Father, I have given them the glory you gave me, so that they may be one as we are one. (John 17:22)
I have given them the glory you gave me. The ‘them’ is us: we who believe in Christ.
The ‘I’ is Christ, true God and true man.
The ‘glory’ is the glory which God has given to the Christ. What is this?
From eternity unto eternity, the Father begets the divinity of the Son, the unlimited glory of God.
We, being limited creatures, cannot receive this glory. So He cannot mean this.
From the moment of His conception in the Virgin’s womb, the Christ received from God the fullness of grace, the human share in divinity: wisdom, knowledge, perfect love, indomitable fortitude—the full spiritual equipage of the holy man, the man perfectly united with the Creator and Governor of all.

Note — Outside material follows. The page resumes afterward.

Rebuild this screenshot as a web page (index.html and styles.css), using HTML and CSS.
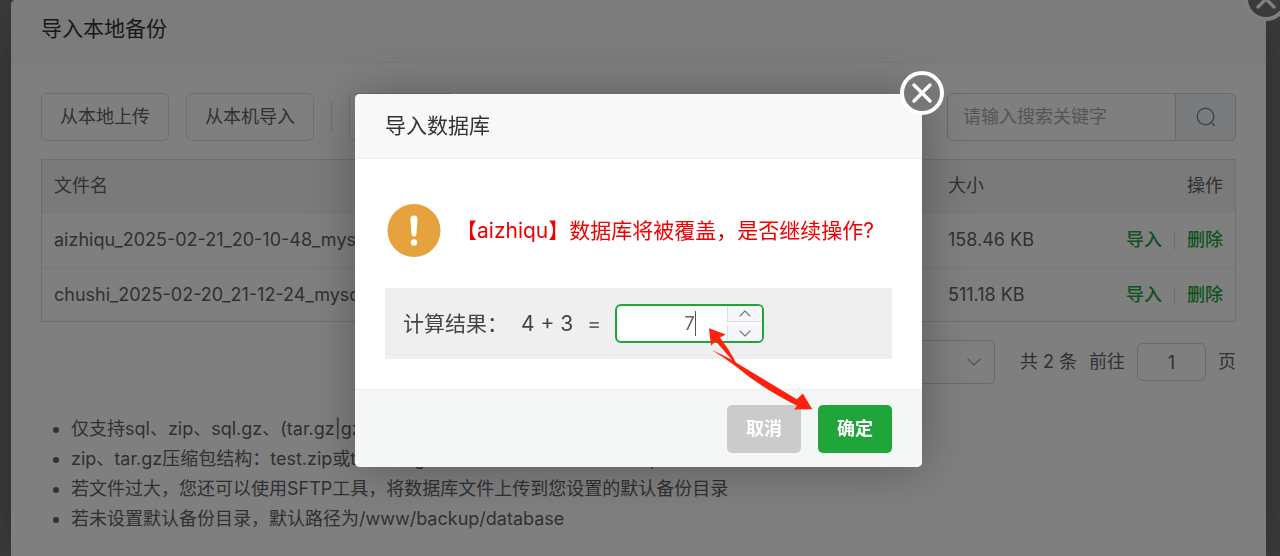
FILE: index.html
```html
<!DOCTYPE html>
<html lang="zh-CN">
<head>
<meta charset="utf-8">
<title>导入本地备份</title>
<link rel="stylesheet" href="styles.css">
</head>
<body>
<main class="page">
  <section class="dialog">
    <button class="close" aria-label="关闭"><svg viewBox="0 0 44 44"><circle cx="22" cy="22" r="20"/><path d="M14 14l16 16M30 14L14 30"/></svg></button>
    <header class="dialog-head"><h1 class="title">导入本地备份</h1></header>
    <div class="dialog-body">
      <div class="toolbar">
        <button class="btn">从本地上传</button>
        <button class="btn">从本机导入</button>
        <span class="divider"></span>
        <button class="btn btn-blank" aria-label="更多"></button>
        <form class="search">
          <input class="search-input" type="text" placeholder="请输入搜索关键字" aria-label="搜索">
          <button class="search-btn" type="button" aria-label="搜索"><svg viewBox="0 0 20 20"><circle cx="9.5" cy="9.5" r="8.3"/><path d="M15.3 15.3l3.2 3.2"/></svg></button>
        </form>
      </div>
      <table class="files">
        <thead><tr><th>文件名</th><th class="col-size">大小</th><th class="col-ops">操作</th></tr></thead>
        <tbody>
          <tr><td>aizhiqu_2025-02-21_20-10-48_mysql_data.sql.zip</td><td>158.46 KB</td><td class="col-ops"><a class="link" href="#">导入</a><span class="bar"></span><a class="link" href="#">删除</a></td></tr>
          <tr><td>chushi_2025-02-20_21-12-24_mysql_data.sql.zip</td><td>511.18 KB</td><td class="col-ops"><a class="link" href="#">导入</a><span class="bar"></span><a class="link" href="#">删除</a></td></tr>
        </tbody>
      </table>
      <div class="pager">
        <div class="select-wrap">
          <select class="size-select" aria-label="每页条数"><option>10条/页</option></select>
          <svg class="chevron" viewBox="0 0 14 8"><path d="M1 1l6 6 6-6"/></svg>
        </div>
        <span class="total">共 2 条</span>
        <label class="jump">前往<input class="jump-input" type="text" value="1"><span>页</span></label>
      </div>
      <ul class="notes">
        <li>仅支持sql、zip、sql.gz、(tar.gz|gz|tgz)</li>
        <li>zip、tar.gz压缩包结构：test.zip或test.tar.gz压缩包内，必须包含test.sql</li>
        <li>若文件过大，您还可以使用SFTP工具，将数据库文件上传到您设置的默认备份目录</li>
        <li>若未设置默认备份目录，默认路径为/www/backup/database</li>
      </ul>
    </div>
  </section>
</main>
<div class="overlay">
  <section class="modal" role="dialog" aria-labelledby="modal-title">
    <button class="close" aria-label="关闭"><svg viewBox="0 0 44 44"><circle cx="22" cy="22" r="20"/><path d="M14 14l16 16M30 14L14 30"/></svg></button>
    <header class="modal-head"><h2 class="title" id="modal-title">导入数据库</h2></header>
    <div class="modal-body">
      <div class="warning">
        <svg class="warn-icon" viewBox="0 0 54 54"><circle class="warn-disc" cx="27" cy="26.5" r="26.5"/><path class="warn-mark" d="M23.4 15a3.6 3.6 0 0 1 7.2 0l-1.2 15.3a2.4 2.4 0 0 1-4.8 0z"/><circle class="warn-mark" cx="27" cy="38.5" r="3.2"/></svg>
        <p class="warn-text">【aizhiqu】数据库将被覆盖，是否继续操作?</p>
      </div>
      <div class="calc">
        <label class="calc-label" for="answer">计算结果：</label>
        <span class="calc-sum">4 + 3</span>
        <span class="calc-eq">=</span>
        <div class="number">
          <input class="number-input" id="answer" type="text" value="7">
          <span class="caret"></span>
          <div class="steps">
            <button class="step" aria-label="增加"><svg viewBox="0 0 12 7"><path d="M1 6l5-5 5 5"/></svg></button>
            <button class="step" aria-label="减少"><svg viewBox="0 0 12 7"><path d="M1 1l5 5 5-5"/></svg></button>
          </div>
        </div>
      </div>
    </div>
    <footer class="modal-foot">
      <button class="action action-cancel">取消</button>
      <button class="action action-ok">确定</button>
    </footer>
    <svg class="arrows" viewBox="705 324 112 90"><path d="M709 328.3L725.8 334.4L720 337.4Q729 349 736 362.5L796.8 399.3L802.8 393.4L812.3 409.3L794 409.4L797 405.8Q760 387 736 366.5Q725 358 711.7 350Q722 354.5 732 360L715.6 341L711 345.8Z"/></svg>
  </section>
</div>
</body>
</html>
```

FILE: styles.css
```css
* { box-sizing: border-box; }

body {
  margin: 0;
  background: #7a7a7a;
  color: #606266;
  font: 18px/30px Inter, "Noto Sans CJK SC", sans-serif;
  overflow: hidden;
}

button, input, select { font: inherit; color: inherit; margin: 0; padding: 0; }
svg { display: block; fill: none; stroke-linecap: round; stroke-linejoin: round; }

.page { padding: 0 14px 0 11px; }

.dialog {
  position: relative;
  min-height: 100vh;
  background: #fff;
  border-radius: 5px 5px 0 0;
  box-shadow: 1px 1px 50px rgba(0, 0, 0, .3);
}

.title { margin: 0; font-size: 21px; line-height: 32px; font-weight: 400; color: #333; }

.dialog-head {
  padding: 13px 30px 17px;
  background: #f8f8f8;
  border-bottom: 1px solid #eee;
  border-radius: 5px 5px 0 0;
}

.dialog-body { padding: 30px; }

.toolbar { display: flex; align-items: center; gap: 17px; margin-bottom: 18px; }

.btn {
  height: 48px;
  padding: 0 18px;
  background: #fff;
  border: 1px solid #dcdfe6;
  border-radius: 6px;
}

.btn-blank { width: 107px; }

.divider { width: 1px; height: 30px; background: #dcdfe6; }

.search { display: flex; width: 289px; height: 48px; margin-left: auto; }

.search-input {
  flex: 1;
  min-width: 0;
  padding: 0 15px;
  background: #fff;
  border: 1px solid #d0d3da;
  border-radius: 6px 0 0 6px;
}

.search-input::placeholder { color: #a8abb2; opacity: 1; }

.search-btn {
  display: flex;
  align-items: center;
  justify-content: center;
  width: 60px;
  background: #f5f7fa;
  border: 1px solid #d0d3da;
  border-left: 0;
  border-radius: 0 6px 6px 0;
}

.search-btn svg { width: 20px; stroke: #85888e; stroke-width: 1.4; }

.files {
  width: 100%;
  table-layout: fixed;
  border: 1px solid #dcdfe4;
  border-spacing: 0;
}

.files th, .files td { padding: 11px 12px; text-align: left; font-weight: 400; white-space: nowrap; }
.files th { height: 53px; background: #f5f5f5; border-bottom: 1px solid #ebeef5; }
.files td { height: 54px; }
.files tbody tr + tr td { border-top: 1px solid #ebeef5; }
.files .col-size { width: 149px; }
.files .col-ops { width: 150px; text-align: right; }
.link { color: #20a53a; font-weight: 500; text-decoration: none; }

.bar {
  display: inline-block;
  width: 1px;
  height: 18px;
  margin: 0 12px;
  vertical-align: middle;
  background: #dcdfe6;
}

.pager { display: flex; align-items: center; justify-content: flex-end; margin-top: 18px; }
.select-wrap { position: relative; width: 180px; }

.size-select {
  width: 100%;
  height: 44px;
  padding: 0 18px;
  appearance: none;
  background: #fff;
  border: 1px solid #d0d3da;
  border-radius: 6px;
}

.chevron { position: absolute; right: 14px; top: 18px; width: 14px; stroke: #a8abb2; stroke-width: 1.3; }
.total { margin: 0 12px 0 25px; }
.jump { display: flex; align-items: center; gap: 12px; }

.jump-input {
  width: 69px;
  height: 38px;
  text-align: center;
  background: #fff;
  border: 1px solid #d0d3da;
  border-radius: 6px;
}

.notes { margin: 30px 0 0; padding-left: 30px; }

.overlay {
  position: fixed;
  inset: 0;
  display: flex;
  align-items: flex-start;
  justify-content: center;
  padding: 94px 3px 0 0;
  background: rgba(0, 0, 0, .5);
}

.modal {
  position: relative;
  width: 567px;
  background: #fff;
  border-radius: 5px;
  box-shadow: 1px 1px 50px rgba(0, 0, 0, .3);
}

.modal-head {
  padding: 16px 30px;
  background: #f8f8f8;
  border-bottom: 1px solid #eee;
  border-radius: 5px 5px 0 0;
}

.modal-body { padding: 45px 30px 30px; }
.warning { display: flex; align-items: center; gap: 15px; padding-left: 2px; margin-bottom: 30px; }
.warn-icon { width: 54px; flex: none; }
.warn-disc { fill: #e6a23c; }
.warn-mark { fill: #fff; }
.warn-text { margin: 0; font-size: 21px; color: #f00000; white-space: nowrap; }

.calc {
  display: flex;
  align-items: center;
  padding: 16px 18px;
  background: #efefef;
  font-size: 21px;
  color: #444;
}

.calc-label { width: 118px; }
.calc-eq { margin: 0 14px; color: #666; }
.number { position: relative; width: 149px; height: 39px; color: #606266; font-size: 18px; }

.number-input {
  width: 100%;
  height: 100%;
  text-align: center;
  background: #fff;
  border: 2px solid #20a53a;
  border-radius: 6px;
}

.caret { position: absolute; left: 80px; top: 7px; width: 1px; height: 25px; background: #555; }

.steps {
  position: absolute;
  top: 2px;
  right: 2px;
  bottom: 2px;
  width: 35px;
  display: flex;
  flex-direction: column;
  justify-content: space-between;
}

.step {
  display: flex;
  align-items: center;
  justify-content: center;
  height: 16px;
  background: #f5f7fa;
  border: 0;
  border-left: 1px solid #dcdfe6;
}

.step:first-child { border-bottom: 1px solid #dcdfe6; border-top-right-radius: 4px; }
.step:last-child { border-bottom-right-radius: 4px; }
.step svg { width: 12px; stroke: #73767a; stroke-width: 1.1; }

.modal-foot {
  display: flex;
  justify-content: flex-end;
  gap: 17px;
  padding: 15px 30px 14px;
  background: #f5f7f7;
  border-top: 1px solid #edf0f0;
  border-radius: 0 0 5px 5px;
}

.action { width: 74px; height: 48px; border: 0; border-radius: 5px; color: #fff; font-weight: 700; }
.action-cancel { background: #cbcbcb; }
.action-ok { background: #20a53a; }

.close {
  position: absolute;
  top: -23px;
  right: -22px;
  width: 44px;
  height: 44px;
  background: none;
  border: 0;
}

.close circle { fill: #777; stroke: #fff; stroke-width: 4; }
.close path { stroke: #fff; stroke-width: 3.4; }

.arrows { position: absolute; left: 350px; top: 230px; width: 112px; fill: #ff2010; pointer-events: none; }
```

From the moment of our Holy Baptism, Christ shares this grace with us. It grows in our souls through our pilgrim lives as we persevere in faith, do good, and avoid evil.

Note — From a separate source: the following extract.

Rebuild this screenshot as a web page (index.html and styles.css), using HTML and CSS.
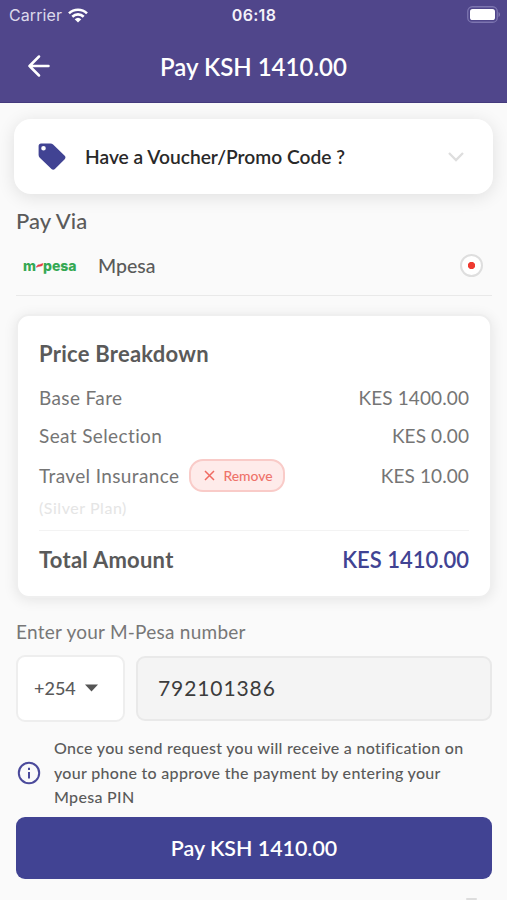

Before dawn on Easter Sunday, the Christ received from God the permanent re-invigoration of His human body. This, too, we will receive–on the last day.
Why? Why has the Christ given us the glory that God gave Him?
So that we, His believers, may share the unity of the Father and Son. So that we may share the Holy Spirit.
Again, we cannot share this as God, because we are not God.
But we can share it as divine love poured into human hearts. As Christ’s Heart is, so can our hearts be: Moved altogether with love for the truly beautiful and truly good. Impervious to evil and death. Alive with the same life that made the whole world, keeps it made, and guides it to its fulfillment.
That the Father and Son are one in the Holy Spirit is the foundation of everything else. That foundational love that makes things exist—as opposed to not exist—that very love can be in our hearts now and forever. That very love–nothing less. The love that is the foundation of the earth, of the universe.
Prince, in his heyday; Prince rocking ‘When Doves Cry’ in 1984, would have nothing on us. Michael Jordan in his heyday; Jordan knocking down 69 points in one game would have nothing on us. F. Scott Fitzgerald, sitting down and writing The Great Gatsby like an ethereal poem of pathos, would have nothing on us. Alexander the Great, ruling from the Ionian Sea to the Himalayas, would have nothing on us.
To be among those for whom the Lord prays in the words of John 17 is to be a burning candle in the St.-Lucy-Day crown of the world.